▸ **Work to complete**:
Return every line of the material exactly.

═══

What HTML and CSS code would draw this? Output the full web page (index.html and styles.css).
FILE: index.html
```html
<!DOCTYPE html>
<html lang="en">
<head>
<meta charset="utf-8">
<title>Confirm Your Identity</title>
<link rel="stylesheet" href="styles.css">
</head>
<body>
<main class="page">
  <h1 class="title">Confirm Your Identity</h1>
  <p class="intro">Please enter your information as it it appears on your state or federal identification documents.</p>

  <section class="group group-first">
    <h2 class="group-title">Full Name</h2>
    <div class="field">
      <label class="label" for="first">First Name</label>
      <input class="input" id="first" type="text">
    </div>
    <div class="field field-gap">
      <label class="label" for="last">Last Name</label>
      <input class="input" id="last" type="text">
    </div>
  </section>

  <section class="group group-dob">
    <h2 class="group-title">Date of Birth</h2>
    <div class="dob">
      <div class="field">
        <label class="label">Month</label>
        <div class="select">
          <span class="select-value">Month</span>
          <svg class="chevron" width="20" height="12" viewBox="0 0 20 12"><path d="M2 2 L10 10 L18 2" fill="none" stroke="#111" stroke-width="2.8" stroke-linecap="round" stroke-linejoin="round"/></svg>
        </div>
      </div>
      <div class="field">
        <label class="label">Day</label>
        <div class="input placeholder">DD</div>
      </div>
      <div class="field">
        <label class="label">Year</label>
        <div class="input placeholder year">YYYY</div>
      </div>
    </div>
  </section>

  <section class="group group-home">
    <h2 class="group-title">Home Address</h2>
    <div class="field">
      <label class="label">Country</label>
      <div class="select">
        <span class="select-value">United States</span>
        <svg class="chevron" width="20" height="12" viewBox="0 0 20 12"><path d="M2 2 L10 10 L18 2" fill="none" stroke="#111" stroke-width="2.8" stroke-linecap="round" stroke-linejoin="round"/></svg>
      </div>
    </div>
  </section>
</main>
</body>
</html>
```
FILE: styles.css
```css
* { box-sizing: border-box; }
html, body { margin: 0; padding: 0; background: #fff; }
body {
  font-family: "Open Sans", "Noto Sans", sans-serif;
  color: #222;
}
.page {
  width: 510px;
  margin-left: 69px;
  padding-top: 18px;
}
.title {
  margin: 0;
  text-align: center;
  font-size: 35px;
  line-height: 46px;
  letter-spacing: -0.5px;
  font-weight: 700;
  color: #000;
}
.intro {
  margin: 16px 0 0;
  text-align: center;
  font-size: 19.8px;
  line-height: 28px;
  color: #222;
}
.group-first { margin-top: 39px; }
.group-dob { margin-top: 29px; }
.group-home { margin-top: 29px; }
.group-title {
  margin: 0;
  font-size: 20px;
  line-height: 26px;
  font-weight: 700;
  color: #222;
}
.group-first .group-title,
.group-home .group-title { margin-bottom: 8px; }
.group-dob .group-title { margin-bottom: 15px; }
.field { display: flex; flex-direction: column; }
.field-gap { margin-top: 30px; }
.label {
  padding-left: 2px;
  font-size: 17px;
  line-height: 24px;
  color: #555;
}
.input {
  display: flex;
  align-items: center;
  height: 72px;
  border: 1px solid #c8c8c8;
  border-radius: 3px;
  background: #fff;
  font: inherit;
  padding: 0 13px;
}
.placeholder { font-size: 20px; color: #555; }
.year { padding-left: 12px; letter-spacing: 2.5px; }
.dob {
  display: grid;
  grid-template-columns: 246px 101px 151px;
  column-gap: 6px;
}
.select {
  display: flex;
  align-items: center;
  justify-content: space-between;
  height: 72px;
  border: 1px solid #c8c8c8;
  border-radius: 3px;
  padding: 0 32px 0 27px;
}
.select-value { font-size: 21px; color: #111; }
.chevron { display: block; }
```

═══

▸ **Correct result**:
What HTML and CSS code would draw this? Output the full web page (index.html and styles.css).
FILE: index.html
```html
<!DOCTYPE html>
<html lang="en">
<head>
<meta charset="utf-8">
<title>Confirm Your Identity</title>
<link rel="stylesheet" href="styles.css">
</head>
<body>
<main class="page">
  <h1 class="title">Confirm Your Identity</h1>
  <p class="intro">Please enter your information as it it appears on your state or federal identification documents.</p>

  <section class="group group-first">
    <h2 class="group-title">Full Name</h2>
    <div class="field">
      <label class="label" for="first">First Name</label>
      <input class="input" id="first" type="text">
    </div>
    <div class="field field-gap">
      <label class="label" for="last">Last Name</label>
      <input class="input" id="last" type="text">
    </div>
  </section>

  <section class="group group-dob">
    <h2 class="group-title">Date of Birth</h2>
    <div class="dob">
      <div class="field">
        <label class="label">Month</label>
        <div class="select">
          <span class="select-value">Month</span>
          <svg class="chevron" width="20" height="12" viewBox="0 0 20 12"><path d="M2 2 L10 10 L18 2" fill="none" stroke="#111" stroke-width="2.8" stroke-linecap="round" stroke-linejoin="round"/></svg>
        </div>
      </div>
      <div class="field">
        <label class="label">Day</label>
        <div class="input placeholder">DD</div>
      </div>
      <div class="field">
        <label class="label">Year</label>
        <div class="input placeholder year">YYYY</div>
      </div>
    </div>
  </section>

  <section class="group group-home">
    <h2 class="group-title">Home Address</h2>
    <div class="field">
      <label class="label">Country</label>
      <div class="select">
        <span class="select-value">United States</span>
        <svg class="chevron" width="20" height="12" viewBox="0 0 20 12"><path d="M2 2 L10 10 L18 2" fill="none" stroke="#111" stroke-width="2.8" stroke-linecap="round" stroke-linejoin="round"/></svg>
      </div>
    </div>
  </section>
</main>
</body>
</html>
```
FILE: styles.css
```css
* { box-sizing: border-box; }
html, body { margin: 0; padding: 0; background: #fff; }
body {
  font-family: "Open Sans", "Noto Sans", sans-serif;
  color: #222;
}
.page {
  width: 510px;
  margin-left: 69px;
  padding-top: 18px;
}
.title {
  margin: 0;
  text-align: center;
  font-size: 35px;
  line-height: 46px;
  letter-spacing: -0.5px;
  font-weight: 700;
  color: #000;
}
.intro {
  margin: 16px 0 0;
  text-align: center;
  font-size: 19.8px;
  line-height: 28px;
  color: #222;
}
.group-first { margin-top: 39px; }
.group-dob { margin-top: 29px; }
.group-home { margin-top: 29px; }
.group-title {
  margin: 0;
  font-size: 20px;
  line-height: 26px;
  font-weight: 700;
  color: #222;
}
.group-first .group-title,
.group-home .group-title { margin-bottom: 8px; }
.group-dob .group-title { margin-bottom: 15px; }
.field { display: flex; flex-direction: column; }
.field-gap { margin-top: 30px; }
.label {
  padding-left: 2px;
  font-size: 17px;
  line-height: 24px;
  color: #555;
}
.input {
  display: flex;
  align-items: center;
  height: 72px;
  border: 1px solid #c8c8c8;
  border-radius: 3px;
  background: #fff;
  font: inherit;
  padding: 0 13px;
}
.placeholder { font-size: 20px; color: #555; }
.year { padding-left: 12px; letter-spacing: 2.5px; }
.dob {
  display: grid;
  grid-template-columns: 246px 101px 151px;
  column-gap: 6px;
}
.select {
  display: flex;
  align-items: center;
  justify-content: space-between;
  height: 72px;
  border: 1px solid #c8c8c8;
  border-radius: 3px;
  padding: 0 32px 0 27px;
}
.select-value { font-size: 21px; color: #111; }
.chevron { display: block; }
```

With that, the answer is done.